┌──
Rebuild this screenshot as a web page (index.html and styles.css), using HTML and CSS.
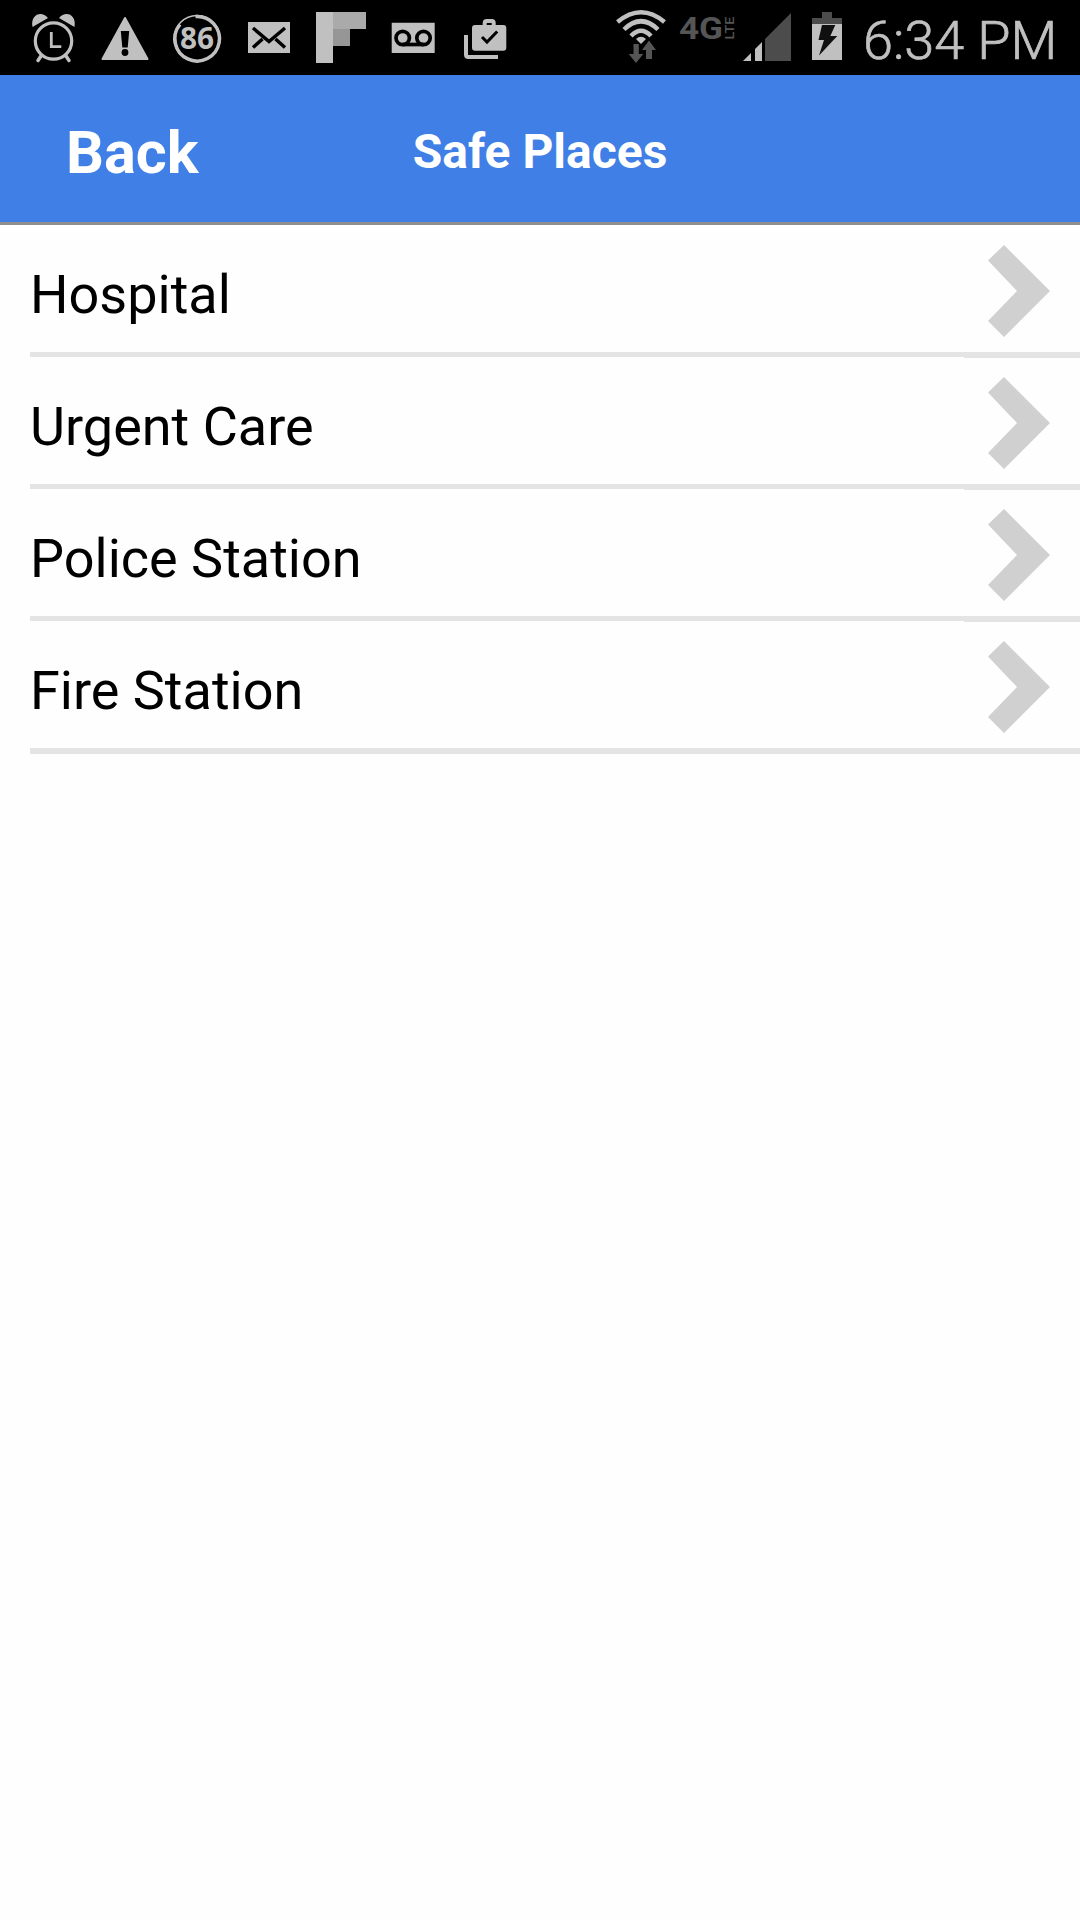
FILE: index.html
```html
<!DOCTYPE html>
<html lang="en">
<head>
<meta charset="utf-8">
<title>Safe Places</title>
<link rel="stylesheet" href="styles.css">
</head>
<body>
<div class="status">
  <div class="notifications">
    <svg class="icon" viewBox="17 0 72 75"><circle cx="53.5" cy="41" r="18.2" fill="none" stroke="#c0c0c0" stroke-width="3.2"/><path d="M32.5 27C30 14 42 10 48 18ZM74.500 27C77 14 65 10 59 18Z" fill="#c0c0c0"/><path d="M41 56l-3 4.500M66 56l3 4.500" stroke="#c0c0c0" stroke-width="3.500" stroke-linecap="round"/><path d="M51.300 32v14.700h10" fill="none" stroke="#c0c0c0" stroke-width="2.800"/></svg>
    <svg class="icon" viewBox="89 0 72 75"><path d="M125 18L147.500 59H102.500Z" fill="#c0c0c0" stroke="#c0c0c0" stroke-width="2" stroke-linejoin="round"/><path d="M120.800 31h8.400l-1.500 16.500h-5.400Z"/><circle cx="125" cy="52.500" r="3.400"/></svg>
    <svg class="icon" viewBox="161 0 72 75"><circle cx="197" cy="38.500" r="23" fill="none" stroke="#c0c0c0" stroke-width="1.500"/><path d="M195.500 16.500A22.300 22.300 0 1 1 180 24.500" fill="none" stroke="#c0c0c0" stroke-width="3.500"/><text class="badge" x="197" y="48.500" text-anchor="middle" textLength="34" lengthAdjust="spacingAndGlyphs">86</text></svg>
    <svg class="icon" viewBox="233 0 72 75"><path d="M248 22h42v31h-42Z" fill="#c0c0c0"/><path d="M253 28L269 41.500L285 28M253 47.500L262.500 39M285 47.500L275.500 39" fill="none" stroke="#000" stroke-width="3.500"/></svg>
    <svg class="icon" viewBox="305 0 72 75"><path d="M316 12h17v51h-17Z" fill="#c0c0c0"/><path d="M333 12h33v17h-33Z" fill="#aaa"/><path d="M333 29h17v17h-17Z" fill="#969696"/></svg>
    <svg class="icon" viewBox="377 0 72 75"><path d="M391.700 22.700h43v30.300h-43Z" fill="#c0c0c0"/><g fill="none" stroke="#000" stroke-width="3.700"><circle cx="402.700" cy="38" r="6.700"/><circle cx="423.500" cy="38" r="6.700"/><path d="M402.700 44.500h20.800"/></g></svg>
    <svg class="icon" viewBox="449 0 72 75"><rect x="472" y="25" width="34.300" height="25.700" rx="3" fill="#c0c0c0"/><path d="M484.700 26v-3q0-2 2-2h5q2 0 2 2v3" fill="none" stroke="#c0c0c0" stroke-width="4"/><path d="M466 35v19.500q0 2.500 2.500 2.500h29.500" fill="none" stroke="#c0c0c0" stroke-width="4"/><path d="M482 37l5 5 10.200-10.500" fill="none" stroke="#000" stroke-width="3"/></svg>
  </div>
  <div class="system">
    <svg class="wifi" viewBox="609 0 64 75"><g fill="none" stroke="#c0c0c0" stroke-width="4.500"><path d="M617.500 22Q641 2.500 664.500 22"/><path d="M624 29.500Q641 13 658 29.500"/><path d="M631 36Q641 25.500 651 36"/></g><path d="M636 39Q641 34.500 646 39L641 44Z" fill="#c0c0c0"/><path d="M633.500 44h5.300v10h4.500L636 63l-7.300-9h4.800ZM649 40.500l7 9.500h-4v9h-6v-9h-4Z" fill="#555"/></svg>
    <svg class="network" viewBox="673 0 66 75"><text class="gen" x="679" y="39" textLength="44" lengthAdjust="spacingAndGlyphs">4G</text><text class="lte" transform="translate(734 39.500) rotate(-90)" textLength="23" lengthAdjust="spacingAndGlyphs">LTE</text></svg>
    <svg class="signal" viewBox="739 0 60 75"><path d="M743 61l8-8v8ZM755 61V49l7-7v19Z" fill="#c0c0c0"/><path d="M765 61V39l26-26v48Z" fill="#4c4c4c"/></svg>
    <svg class="battery" viewBox="799 0 56 75"><path d="M812 24v-6h10v-6h10v6h10v6Z" fill="#4c4c4c"/><path d="M812 24h30v36h-30Z" fill="#c0c0c0"/><path d="M822 25h13.300l-5 11h7L819 55.500l5-15.500h-5.500Z" fill="#101010"/></svg>
    <span class="clock">6:34 PM</span>
  </div>
</div>
<header class="navbar">
  <a class="back">Back</a>
  <h1 class="title">Safe Places</h1>
</header>
<ul class="places">
  <li class="place"><span class="name">Hospital</span><span class="go"><svg class="chevron" viewBox="0 0 62 92"><path d="M16 0L62 46L16 92L0 76L29 46L0 15.500Z"/></svg></span></li>
  <li class="place"><span class="name">Urgent Care</span><span class="go"><svg class="chevron" viewBox="0 0 62 92"><path d="M16 0L62 46L16 92L0 76L29 46L0 15.500Z"/></svg></span></li>
  <li class="place"><span class="name">Police Station</span><span class="go"><svg class="chevron" viewBox="0 0 62 92"><path d="M16 0L62 46L16 92L0 76L29 46L0 15.500Z"/></svg></span></li>
  <li class="place"><span class="name">Fire Station</span><span class="go"><svg class="chevron" viewBox="0 0 62 92"><path d="M16 0L62 46L16 92L0 76L29 46L0 15.500Z"/></svg></span></li>
</ul>
</body>
</html>
```
FILE: styles.css
```css
* { box-sizing: border-box; }
body {
  margin: 0;
  min-height: 1920px;
  background: #fefefe;
  color: #000;
  font-family: Roboto, sans-serif;
}
svg { display: block; flex: none; height: 75px; }
.status {
  display: flex;
  justify-content: space-between;
  height: 75px;
  padding: 0 24px 0 17px;
  background: #000;
}
.notifications, .system { display: flex; }
.icon { width: 72px; }
.wifi { width: 64px; }
.network { width: 66px; }
.signal { width: 60px; }
.battery { width: 56px; }
.system { width: 447px; }
.badge { font: 700 30px "Open Sans", sans-serif; fill: #c0c0c0; }
.gen { font: 700 31px Roboto, sans-serif; fill: #555; }
.lte { font: 500 13px Roboto, sans-serif; fill: #555; }
.clock {
  padding-left: 8px;
  font-size: 54px;
  font-weight: 300;
  line-height: 82px;
  white-space: nowrap;
  color: #c0c0c0;
  -webkit-text-stroke: 0.7px #c0c0c0;
}
.navbar {
  display: grid;
  grid-template-columns: 1fr auto 1fr;
  align-items: center;
  height: 150px;
  border-bottom: 3px solid #909090;
  background: #4080e6;
  color: #fff;
}
.back { padding: 8px 0 0 66px; font-size: 59.5px; font-weight: 700; line-height: 70px; }
.title { margin: 0; padding-top: 6px; font-size: 48px; font-weight: 700; line-height: 56px; }
.places { margin: 0; padding: 1px 0 0 30px; list-style: none; }
.place { display: flex; align-items: flex-start; height: 132px; }
.name {
  flex: 1;
  height: 131px;
  padding-top: 6px;
  border-bottom: 5px solid #e4e4e4;
  font-size: 54px;
  line-height: 126px;
}
.go {
  width: 116px;
  height: 132px;
  padding: 19px 0 0 24px;
  border-bottom: 6px solid #e4e4e4;
}
.chevron { width: 62px; height: 92px; fill: #d0d0d0; }
.place:last-child .name { height: 132px; border-bottom-width: 6px; }
```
└──
(THE REQUEST):
Check each line above for the string "index", then copy the ones that have it.

(THE SOLUTION):
Rebuild this screenshot as a web page (index.html and styles.css), using HTML and CSS.
FILE: index.html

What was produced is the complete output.